=== PROVIDED DATA ===

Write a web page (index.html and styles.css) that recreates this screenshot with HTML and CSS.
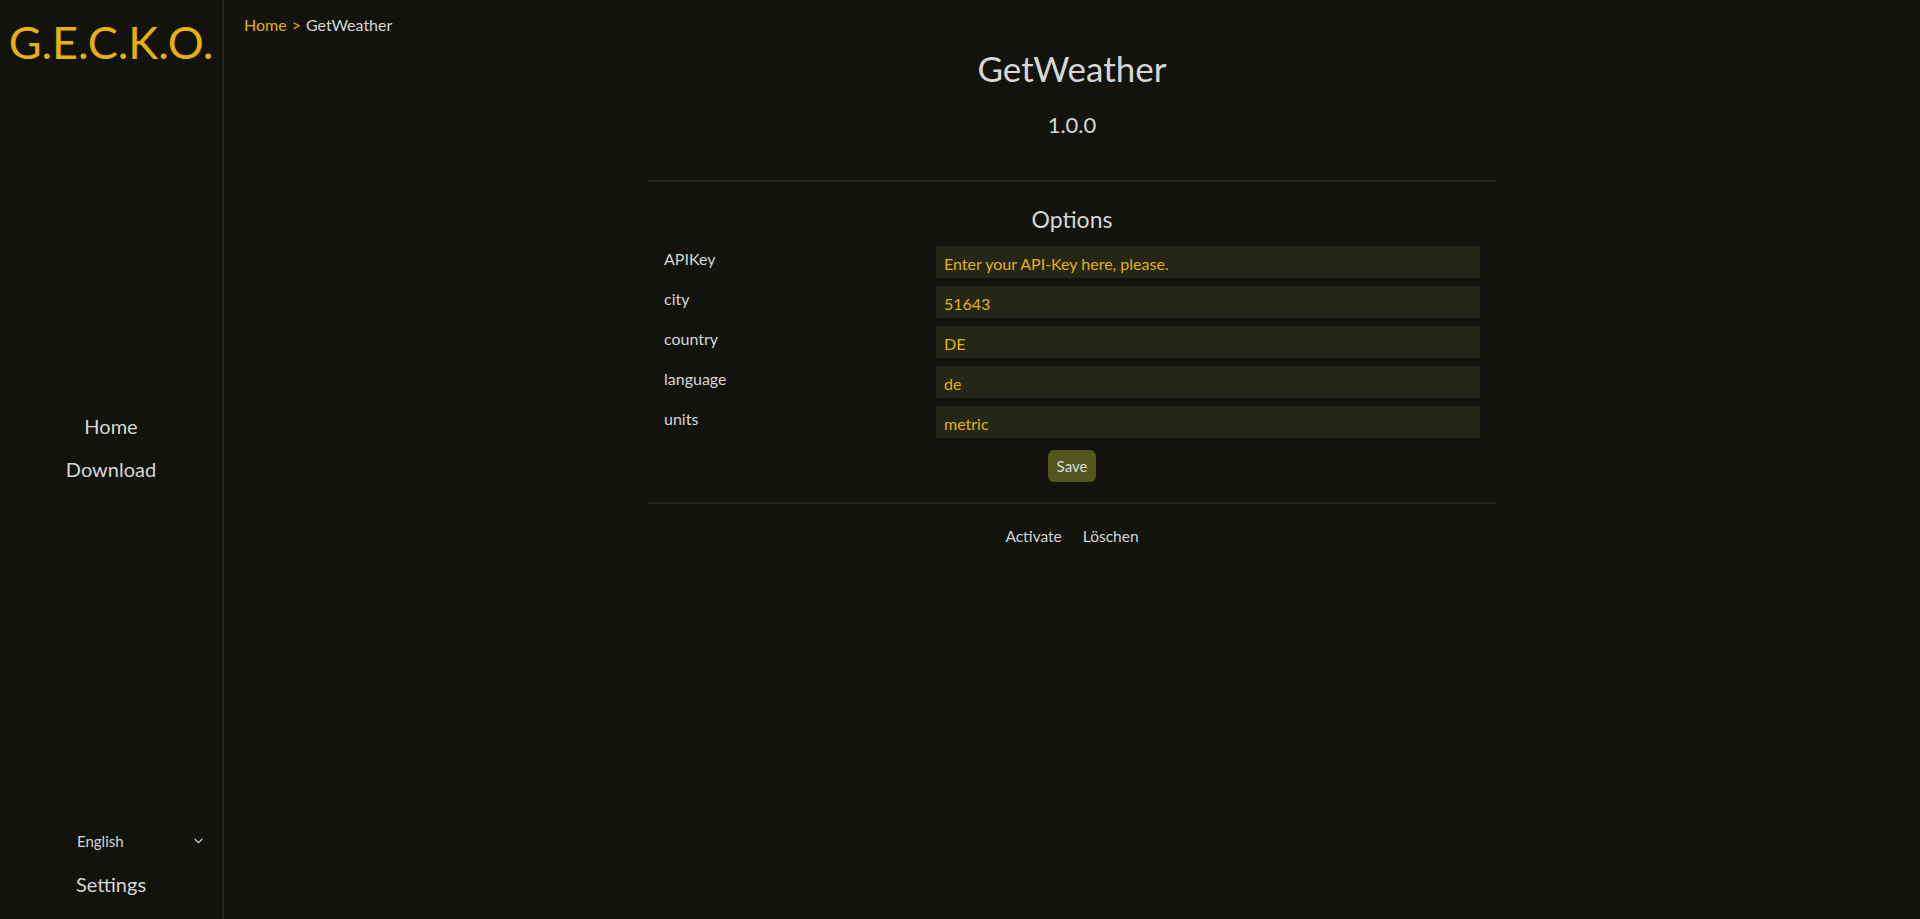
FILE: index.html
```html
<!DOCTYPE html>
<html lang="en">
<head>
<meta charset="utf-8">
<title>GetWeather - G.E.C.K.O.</title>
<link rel="stylesheet" href="styles.css">
</head>
<body>
<div class="app">
  <aside class="sidebar">
    <div class="logo">G.E.C.K.O.</div>
    <nav class="nav">
      <a class="nav-link" href="#">Home</a>
      <a class="nav-link" href="#">Download</a>
    </nav>
    <div class="sidebar-bottom">
      <div class="lang-select">
        <span>English</span>
        <svg class="chevron" width="9" height="6" viewBox="0 0 9 6"><path d="M0.8 1 L4.5 4.7 L8.2 1" fill="none" stroke="#d6d6d6" stroke-width="1.2"/></svg>
      </div>
      <a class="nav-link" href="#">Settings</a>
    </div>
  </aside>
  <main class="main">
    <div class="breadcrumb"><a class="crumb-link" href="#">Home</a><span class="crumb-sep">&gt;</span><span class="crumb-current">GetWeather</span></div>
    <div class="content">
      <h1 class="title">GetWeather</h1>
      <div class="version">1.0.0</div>
      <hr class="divider">
      <h2 class="section-title">Options</h2>
      <form class="options">
        <label class="opt-label">APIKey</label>
        <input class="opt-input" type="text" value="Enter your API-Key here, please.">
        <label class="opt-label">city</label>
        <input class="opt-input" type="text" value="51643">
        <label class="opt-label">country</label>
        <input class="opt-input" type="text" value="DE">
        <label class="opt-label">language</label>
        <input class="opt-input" type="text" value="de">
        <label class="opt-label">units</label>
        <input class="opt-input" type="text" value="metric">
      </form>
      <div class="save-row"><button class="save-btn" type="button">Save</button></div>
      <hr class="divider">
      <div class="actions">
        <a class="action" href="#">Activate</a>
        <a class="action" href="#">Löschen</a>
      </div>
    </div>
  </main>
</div>
</body>
</html>
```
FILE: styles.css
```css
html, body {
  margin: 0;
  padding: 0;
  height: 100%;
}
body {
  background: #12130c;
  color: #d6d6d6;
  font-family: Lato, "Open Sans", sans-serif;
}
a {
  text-decoration: none;
  color: inherit;
}
.app {
  display: flex;
  height: 919px;
}
.sidebar {
  width: 222px;
  flex: none;
  border-right: 2px solid #25271a;
  display: flex;
  flex-direction: column;
}
.logo {
  margin-top: 13px;
  height: 58px;
  line-height: 58px;
  font-size: 45px;
  color: #e7b00c;
  text-align: center;
  white-space: nowrap;
}
.nav {
  flex: 1;
  display: flex;
  flex-direction: column;
  justify-content: center;
  align-items: center;
}
.nav-link {
  font-size: 20px;
  line-height: 43px;
  color: #d6d6d6;
  text-align: center;
}
.sidebar-bottom {
  display: flex;
  flex-direction: column;
  align-items: center;
  padding-bottom: 13px;
}
.lang-select {
  align-self: flex-start;
  margin-left: 77px;
  width: 126px;
  height: 32px;
  line-height: 32px;
  margin-bottom: 6px;
  font-size: 15px;
  display: flex;
  justify-content: space-between;
  align-items: center;
}
.chevron {
  display: block;
}
.main {
  flex: 1;
  min-width: 0;
}
.breadcrumb {
  padding: 14px 0 0 20px;
  font-size: 16px;
  line-height: 22px;
}
.crumb-link {
  color: #e7b00c;
}
.crumb-sep {
  color: #e7b00c;
  margin: 0 5px;
}
.crumb-current {
  color: #d6d6d6;
}
.content {
  width: 848px;
  margin: 0 auto;
  text-align: center;
}
.title {
  margin: 10px 0 0;
  font-size: 35px;
  line-height: 44px;
  font-weight: 400;
}
.version {
  margin-top: 20px;
  font-size: 22px;
  line-height: 30px;
}
.divider {
  margin: 40px 0 0;
  border: 0;
  height: 2px;
  background: #25271a;
}
.section-title {
  margin: 22px 0 0;
  font-size: 23px;
  line-height: 30px;
  font-weight: 400;
}
.options {
  margin-top: 12px;
  padding: 0 16px;
  display: grid;
  grid-template-columns: 272px 544px;
  row-gap: 8px;
  text-align: left;
}
.opt-label {
  font-size: 16px;
  line-height: 22px;
  padding-top: 2px;
  color: #d6d6d6;
}
.opt-input {
  box-sizing: border-box;
  height: 32px;
  margin: 0;
  border: 0;
  outline: 0;
  padding: 2px 8px 0;
  background: #242617;
  color: #e7b00c;
  font-family: Lato, "Open Sans", sans-serif;
  font-size: 16px;
}
.save-row {
  margin-top: 12px;
  display: flex;
  justify-content: center;
}
.save-btn {
  width: 48px;
  height: 32px;
  padding: 0;
  border: 0;
  border-radius: 6px;
  background: #53561f;
  color: #dcdcdc;
  font-family: Lato, "Open Sans", sans-serif;
  font-size: 15px;
}
.save-row + .divider {
  margin-top: 20px;
}
.actions {
  margin-top: 22px;
  display: flex;
  justify-content: center;
  gap: 21px;
  font-size: 15.5px;
  line-height: 20px;
}
.action {
  color: #d6d6d6;
}
```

===

AIM OF THE EXERCISE: What is the number of lines that hold the string "styles"? Reply with that number alone.

EXPECTED ANSWER: 3